Why Tech Companies Are Moving Toward Local AI

The push toward local AI is not just about performance — it solves several growing problems facing the AI industry today.

Lower Costs and Reduced Energy Pressure

Running large AI models requires enormous computing power and energy consumption. Global data centers are expanding rapidly, placing heavy strain on electrical infrastructure worldwide. By distributing some AI workloads onto personal devices, companies can reduce cloud costs and ease pressure on centralized systems.

Better Privacy and Security

Privacy has become one of the biggest concerns in the AI era. Cloud-based AI systems often require personal data, conversations, emails, or images to be processed remotely. Local AI changes that equation by keeping sensitive information on your own device instead of constantly sending it to external servers.

For users, that means greater control, improved security, and more trust in how AI handles personal data.

Faster AI Experiences

AI systems running locally can respond much faster because they eliminate the delay caused by internet-based cloud processing. This opens the door for real-time AI assistants, smart home automation, offline AI tools, wearable devices, and intelligent security systems with near-instant responses.

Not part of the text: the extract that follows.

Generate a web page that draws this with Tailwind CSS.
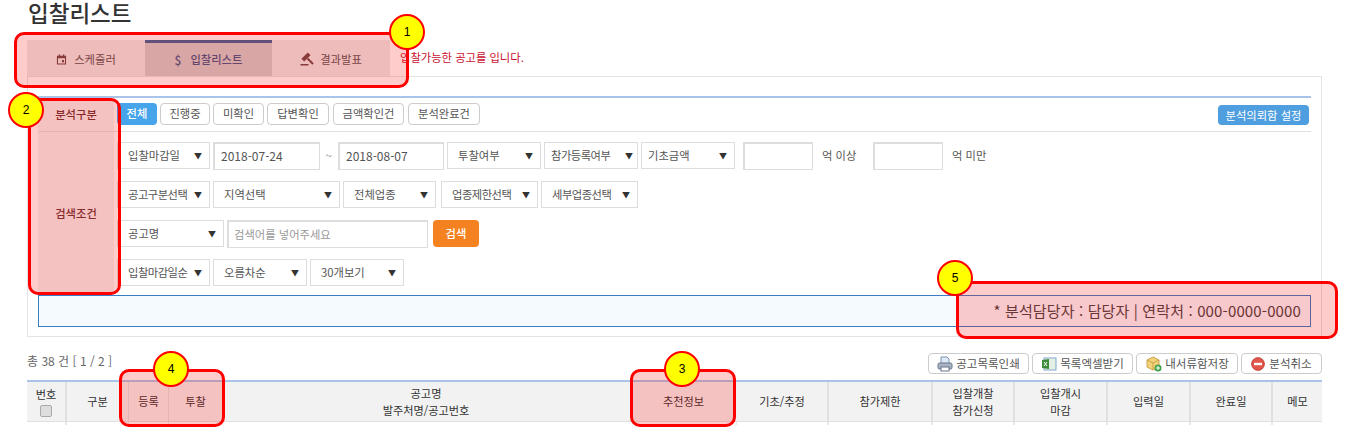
<!DOCTYPE html>
<html lang="ko">
  <head>
    <meta charset="UTF-8">
    <title>입찰리스트</title>
    <script src="https://cdn.jsdelivr.net/npm/@tailwindcss/browser@4"></script>
  </head>
  <body class="bg-white text-[#444] font-['Noto_Sans_CJK_KR','Liberation_Sans',sans-serif] text-[11.3px]">
    <div class="relative w-[1348px] h-[439px] overflow-hidden">
      <!-- title -->
      <h1 class="h-[40px] pl-[28px] text-[22.5px] leading-[25px] font-medium text-[#333]">입찰리스트</h1>

      <!-- tabs -->
      <div class="flex h-[36px] pl-[27px]">
        <div class="w-[118px] bg-[#ebebeb] pt-[2px] flex items-center justify-center gap-[7px] text-[#555]">
          <svg class="w-[11px] h-[11px]" viewBox="0 0 12 12" fill="#6b4a4a"><path d="M1 2h2V0.5h1.500V2h3V0.5H9V2h2v9.500H1zM2.200 4.500v5.800h7.600V4.500zM6.500 6.500h2.300v2.500H6.500z" fill-rule="evenodd"/></svg>
          <span>스케줄러</span>
        </div>
        <div class="w-[127px] bg-[#d0d0d0] border-t-[3px] border-[#3a6499] flex items-center justify-center gap-[9px] text-[#3f5a8a] font-medium">
          <span class="text-[12px]">$</span>
          <span>입찰리스트</span>
        </div>
        <div class="w-[118px] bg-[#ebebeb] pt-[2px] flex items-center justify-center gap-[6px] text-[#555]">
          <svg class="w-[14px] h-[14px]" viewBox="0 0 14 14" fill="#6b4a4a"><path d="M7.800 0.400L10.600 3.200 4.200 9.600 1.400 6.800z"/><path d="M7.500 6.500L13 12" stroke="#6b4a4a" stroke-width="2"/><rect x="0.500" y="12" width="8" height="1.500"/></svg>
          <span>결과발표</span>
        </div>
        <p class="ml-[10px] pt-[9px] text-[#c8102e]">입찰가능한 공고를 입니다.</p>
      </div>

      <!-- search panel -->
      <div class="ml-[27px] w-[1295px] h-[261px] border border-[#e4e4e4] px-[10px] pt-[19px]">
        <div class="border-t-2 border-[#a9c4e8]">
          <div class="flex h-[34px] border-b border-[#e0e0e0]">
            <div class="w-[76px] bg-[#f2f2f2] flex items-center justify-center font-medium text-[#6a3535]">분석구분</div>
            <div class="flex-1 flex items-center gap-[3px] pl-[3px] pb-[2px] text-[#555]">
              <span class="w-[40px] h-[22px] rounded-sm bg-[#45a4ea] text-white font-medium flex items-center justify-center">전체</span>
              <span class="w-[50px] h-[22px] rounded-sm border border-[#ccc] flex items-center justify-center">진행중</span>
              <span class="w-[51px] h-[22px] rounded-sm border border-[#ccc] flex items-center justify-center">미확인</span>
              <span class="w-[62px] h-[22px] rounded-sm border border-[#ccc] flex items-center justify-center">답변확인</span>
              <span class="ml-[1px] w-[71px] h-[22px] rounded-sm border border-[#ccc] flex items-center justify-center">금액확인건</span>
              <span class="ml-[1px] w-[72px] h-[22px] rounded-sm border border-[#ccc] flex items-center justify-center">분석완료건</span>
              <span class="ml-auto mr-[2px] mt-[3px] w-[91px] h-[20px] rounded-sm bg-[#4f9fe0] text-white flex items-center justify-center">분석의뢰함 설정</span>
            </div>
          </div>
          <div class="flex h-[163px]">
            <div class="w-[76px] bg-[#f2f2f2] flex items-center justify-center font-medium text-[#6a3535]">검색조건</div>
            <div class="flex-1 pl-[3px] pt-[10px] text-[#555] flex flex-col gap-[12px]">
              <div class="flex items-center h-[27px] gap-[3px]">
                <div class="w-[93px] h-[27px] border border-[#ddd] pl-[10px] pr-[7px] flex items-center justify-between"><span>입찰마감일</span><i class="text-[8px] not-italic text-[#333]">▼</i></div>
                <div class="w-[107px] h-[28px] border border-[#ddd] border-t-2 border-l-2 pl-[6px] flex items-center text-[12px]">2018-07-24</div>
                <span class="w-[12px] text-center text-[#888]">~</span>
                <div class="w-[106px] h-[28px] border border-[#ddd] border-t-2 border-l-2 pl-[6px] flex items-center text-[12px]">2018-08-07</div>
                <div class="w-[94px] h-[27px] border border-[#ddd] pl-[10px] pr-[7px] flex items-center justify-between"><span>투찰여부</span><i class="text-[8px] not-italic text-[#333]">▼</i></div>
                <div class="w-[94px] h-[27px] border border-[#ddd] pl-[6px] pr-[4px] flex items-center justify-between"><span class="tracking-[-0.5px]">참가등록여부</span><i class="text-[8px] not-italic text-[#333]">▼</i></div>
                <div class="w-[94px] h-[27px] border border-[#ddd] pl-[6px] pr-[7px] flex items-center justify-between"><span>기초금액</span><i class="text-[8px] not-italic text-[#333]">▼</i></div>
                <div class="ml-[5px] w-[70px] h-[28px] border border-[#ddd] border-t-2 border-l-2"></div>
                <span class="ml-[6px] w-[48px]">억 이상</span>
                <div class="w-[70px] h-[28px] border border-[#ddd] border-t-2 border-l-2"></div>
                <span class="ml-[6px]">억 미만</span>
              </div>
              <div class="flex items-center h-[27px] gap-[3px]">
                <div class="w-[93px] h-[27px] border border-[#ddd] pl-[10px] pr-[7px] flex items-center justify-between"><span class="tracking-[-0.5px]">공고구분선택</span><i class="text-[8px] not-italic text-[#333]">▼</i></div>
                <div class="w-[127px] h-[27px] border border-[#ddd] pl-[10px] pr-[7px] flex items-center justify-between"><span>지역선택</span><i class="text-[8px] not-italic text-[#333]">▼</i></div>
                <div class="w-[93px] h-[27px] border border-[#ddd] pl-[10px] pr-[7px] flex items-center justify-between"><span>전체업종</span><i class="text-[8px] not-italic text-[#333]">▼</i></div>
                <div class="ml-[2px] w-[97px] h-[27px] border border-[#ddd] pl-[10px] pr-[7px] flex items-center justify-between"><span class="tracking-[-0.5px]">업종제한선택</span><i class="text-[8px] not-italic text-[#333]">▼</i></div>
                <div class="w-[97px] h-[27px] border border-[#ddd] pl-[10px] pr-[7px] flex items-center justify-between"><span class="tracking-[-0.5px]">세부업종선택</span><i class="text-[8px] not-italic text-[#333]">▼</i></div>
              </div>
              <div class="flex items-center h-[27px] gap-[3px]">
                <div class="w-[107px] h-[27px] border border-[#ddd] pl-[10px] pr-[7px] flex items-center justify-between"><span>공고명</span><i class="text-[8px] not-italic text-[#333]">▼</i></div>
                <input class="w-[201px] h-[28px] border border-[#ddd] border-t-2 border-l-2 pl-[5px] placeholder:text-[#999]" placeholder="검색어를 넣어주세요">
                <span class="ml-[2px] w-[46px] h-[27px] rounded-sm bg-[#f58220] text-white font-medium flex items-center justify-center">검색</span>
              </div>
              <div class="flex items-center h-[27px] gap-[3px]">
                <div class="w-[93px] h-[27px] border border-[#ddd] pl-[10px] pr-[7px] flex items-center justify-between"><span class="tracking-[-0.5px]">입찰마감일순</span><i class="text-[8px] not-italic text-[#333]">▼</i></div>
                <div class="w-[94px] h-[27px] border border-[#ddd] pl-[10px] pr-[7px] flex items-center justify-between"><span>오름차순</span><i class="text-[8px] not-italic text-[#333]">▼</i></div>
                <div class="w-[94px] h-[27px] border border-[#ddd] pl-[10px] pr-[7px] flex items-center justify-between"><span>30개보기</span><i class="text-[8px] not-italic text-[#333]">▼</i></div>
              </div>
            </div>
          </div>
          <div class="h-[32px] border border-[#3a7dc0] bg-[#f5faff] flex items-center justify-end pr-[9px] text-[15px] tracking-[0.14px] text-[#444]">* 분석담당자 : 담당자 | 연락처 : 000-0000-0000</div>
        </div>
      </div>

      <!-- list toolbar -->
      <div class="ml-[27px] w-[1295px] h-[43px] flex items-start justify-between pt-[16px] text-[#555]">
        <span class="text-[12px] text-[#666] mt-[-1px]">총 38 건 [ 1 / 2 ]</span>
        <div class="flex gap-[3px] text-[#555] text-[11.500px]">
          <span class="w-[101px] h-[21px] rounded-sm border border-[#ccc] flex items-center justify-center gap-[3px]">
            <svg class="w-[16px] h-[16px]" viewBox="0 0 16 16"><path d="M4 1h6l2 2v5H4z" fill="#dfe9f5" stroke="#7d94b5"/><rect x="1" y="7" width="14" height="6" rx="1.500" fill="#a9b3c2" stroke="#67748a"/><rect x="4" y="11" width="8" height="4" fill="#fff" stroke="#67748a"/></svg>
            <span>공고목록인쇄</span>
          </span>
          <span class="w-[101px] h-[21px] rounded-sm border border-[#ccc] flex items-center justify-center gap-[3px]">
            <svg class="w-[16px] h-[16px]" viewBox="0 0 16 16"><rect x="3" y="2" width="12" height="12" fill="#e4f0e4" stroke="#7fa8c9"/><path d="M1 4l7-1v10l-7-1z" fill="#3c8a3c"/><path d="M3 6l3 4M6 6l-3 4" stroke="#fff"/></svg>
            <span>목록엑셀받기</span>
          </span>
          <span class="w-[102px] h-[21px] rounded-sm border border-[#ccc] flex items-center justify-center gap-[3px]">
            <svg class="w-[17px] h-[16px]" viewBox="0 0 17 16"><path d="M8 1l6 3v7l-6 3-6-3V4z" fill="#f3d27a" stroke="#c9a24a"/><path d="M2 4l6 3 6-3M8 7v7" fill="none" stroke="#c9a24a"/><circle cx="13" cy="12" r="3.500" fill="#3fa34d"/><path d="M11 12h4M13 10v4" stroke="#fff"/></svg>
            <span>내서류함저장</span>
          </span>
          <span class="w-[81px] h-[21px] rounded-sm border border-[#ccc] flex items-center justify-center gap-[4px]">
            <svg class="w-[14px] h-[14px]" viewBox="0 0 14 14"><circle cx="7" cy="7" r="6.300" fill="#e2574c" stroke="#c0392b"/><rect x="3" y="5.800" width="8" height="2.400" fill="#fff"/></svg>
            <span>분석취소</span>
          </span>
        </div>
      </div>

      <!-- list header -->
      <div class="ml-[27px] w-[1295px] grid grid-cols-[40px_62px_40px_53px_408px_107px_92px_104px_82px_93px_83px_82px_49px] border-t-2 border-[#a9c4e8] text-[#333] text-center text-[11.200px]">
        <div class="h-[40px] bg-[#f2f2f2] border-b border-r-2 border-[#e0e0e0] flex flex-col items-center justify-center leading-[17px]">
          <span>번호</span>
          <input type="checkbox" class="appearance-none w-[12px] h-[12px] mt-[2px] rounded-[2px] border border-[#aaa] bg-[#ddd]">
        </div>
        <div class="h-[40px] bg-[#f2f2f2] border-b border-r border-[#e0e0e0] flex items-center justify-center">구분</div>
        <div class="h-[40px] bg-[#f2f2f2] border-b border-r border-[#e0e0e0] flex items-center justify-center">등록</div>
        <div class="h-[40px] bg-[#f2f2f2] border-b border-[#e0e0e0] flex items-center justify-center">투찰</div>
        <div class="h-[40px] bg-[#f2f2f2] border-b border-[#e0e0e0] flex flex-col items-center justify-center leading-[17px]"><span>공고명</span><span>발주처명/공고번호</span></div>
        <div class="h-[40px] bg-[#f2f2f2] border-b border-[#e0e0e0] flex items-center justify-center">추천정보</div>
        <div class="h-[40px] bg-[#f2f2f2] border-b border-r-2 border-[#e0e0e0] flex items-center justify-center">기초/추정</div>
        <div class="h-[40px] bg-[#f2f2f2] border-b border-r-2 border-[#e0e0e0] flex items-center justify-center">참가제한</div>
        <div class="h-[40px] bg-[#f2f2f2] border-b border-r-2 border-[#e0e0e0] flex flex-col items-center justify-center leading-[17px]"><span>입찰개찰</span><span>참가신청</span></div>
        <div class="h-[40px] bg-[#f2f2f2] border-b border-r-2 border-[#e0e0e0] flex flex-col items-center justify-center leading-[17px]"><span>입찰개시</span><span>마감</span></div>
        <div class="h-[40px] bg-[#f2f2f2] border-b border-r-2 border-[#e0e0e0] flex items-center justify-center">입력일</div>
        <div class="h-[40px] bg-[#f2f2f2] border-b border-r-2 border-[#e0e0e0] flex items-center justify-center">완료일</div>
        <div class="h-[40px] bg-[#f2f2f2] border-b border-[#e0e0e0] flex items-center justify-center">메모</div>
        <!-- top of the first row, cut off by the window -->
        <div class="h-[3px] border-r-2 border-[#e8e8e8]"></div>
        <div class="h-[3px] border-r border-[#e8e8e8]"></div>
        <div class="h-[3px] border-r border-[#e8e8e8]"></div>
        <div class="h-[3px]"></div>
        <div class="h-[3px]"></div>
        <div class="h-[3px] border-r border-[#e8e8e8]"></div>
        <div class="h-[3px] border-r-2 border-[#e8e8e8]"></div>
        <div class="h-[3px] border-r-2 border-[#e8e8e8]"></div>
        <div class="h-[3px] border-r-2 border-[#e8e8e8]"></div>
        <div class="h-[3px] border-r-2 border-[#e8e8e8]"></div>
        <div class="h-[3px] border-r-2 border-[#e8e8e8]"></div>
        <div class="h-[3px] border-r-2 border-[#e8e8e8]"></div>
        <div class="h-[3px]"></div>
      </div>

      <!-- annotation overlays -->
      <div class="absolute left-[14px] top-[32px] w-[395px] h-[56px] rounded-[10px] border-[3px] border-[#ff0000] bg-[#ff0000]/20"></div>
      <div class="absolute left-[28px] top-[98px] w-[93px] h-[197px] rounded-[10px] border-[3px] border-[#ff0000] bg-[#ff0000]/20"></div>
      <div class="absolute left-[630px] top-[369px] w-[106px] h-[58px] rounded-[10px] border-[3px] border-[#ff0000] bg-[#ff0000]/20"></div>
      <div class="absolute left-[119px] top-[369px] w-[106px] h-[58px] rounded-[10px] border-[3px] border-[#ff0000] bg-[#ff0000]/20"></div>
      <div class="absolute left-[956px] top-[281px] w-[382px] h-[58px] rounded-[10px] border-[3px] border-[#ff0000] bg-[#ff0000]/20"></div>

      <div class="absolute left-[389px] top-[14px] w-[36px] h-[36px] rounded-full border-2 border-[#ff0000] bg-[#ffff00] text-black text-[12px] font-['Liberation_Sans'] flex items-center justify-center">1</div>
      <div class="absolute left-[8px] top-[92px] w-[36px] h-[36px] rounded-full border-2 border-[#ff0000] bg-[#ffff00] text-black text-[12px] font-['Liberation_Sans'] flex items-center justify-center">2</div>
      <div class="absolute left-[664px] top-[351px] w-[36px] h-[36px] rounded-full border-2 border-[#ff0000] bg-[#ffff00] text-black text-[12px] font-['Liberation_Sans'] flex items-center justify-center">3</div>
      <div class="absolute left-[153px] top-[351px] w-[36px] h-[36px] rounded-full border-2 border-[#ff0000] bg-[#ffff00] text-black text-[12px] font-['Liberation_Sans'] flex items-center justify-center">4</div>
      <div class="absolute left-[937px] top-[260px] w-[36px] h-[36px] rounded-full border-2 border-[#ff0000] bg-[#ffff00] text-black text-[12px] font-['Liberation_Sans'] flex items-center justify-center">5</div>
    </div>
  </body>
</html>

Could Homes Become Mini AI Hubs?

According to recent reports, NVIDIA is also exploring distributed AI infrastructure through partnerships with startups like Span. The idea involves installing small AI-powered infrastructure units alongside home electrical systems to help support AI workloads using unused residential energy capacity.

These systems, reportedly called XFRA nodes, could eventually allow computing power to be spread across thousands of homes and small businesses instead of relying only on giant centralized facilities.

At the same time, NVIDIA’s latest hardware — including the DGX Spark and RTX 50-series GPUs — is being designed for the next phase of AI: Autonomous AI Agents.

Unlike today’s basic assistants, future AI agents could independently manage calendars, monitor home security, optimize energy usage, handle finances, and coordinate smart devices continuously — even without a stable internet connection.

To support this safely, companies are increasingly investing in local inference, where AI processes information directly on personal hardware rather than through constant cloud communication.





The Future of AI May Live at Home

NVIDIA likely doesn’t expect every household to install server racks in the basement. However, homes may gradually become filled with AI-powered devices quietly processing data locally in the background.

And NVIDIA is not alone in this vision. Companies like Apple, Microsoft, Google, and Qualcomm are all heavily investing in “on-device AI” and “edge AI” technologies. From AI-powered PCs to smart phones and wearable devices, the industry is rapidly shifting toward a future where AI becomes more personal, private, and locally powered.

Just as gaming PCs evolved from niche technology into mainstream household devices, AI hardware could follow the same path over the next decade.

The future of AI may no longer live in distant server farms — it may soon operate quietly from inside our homes.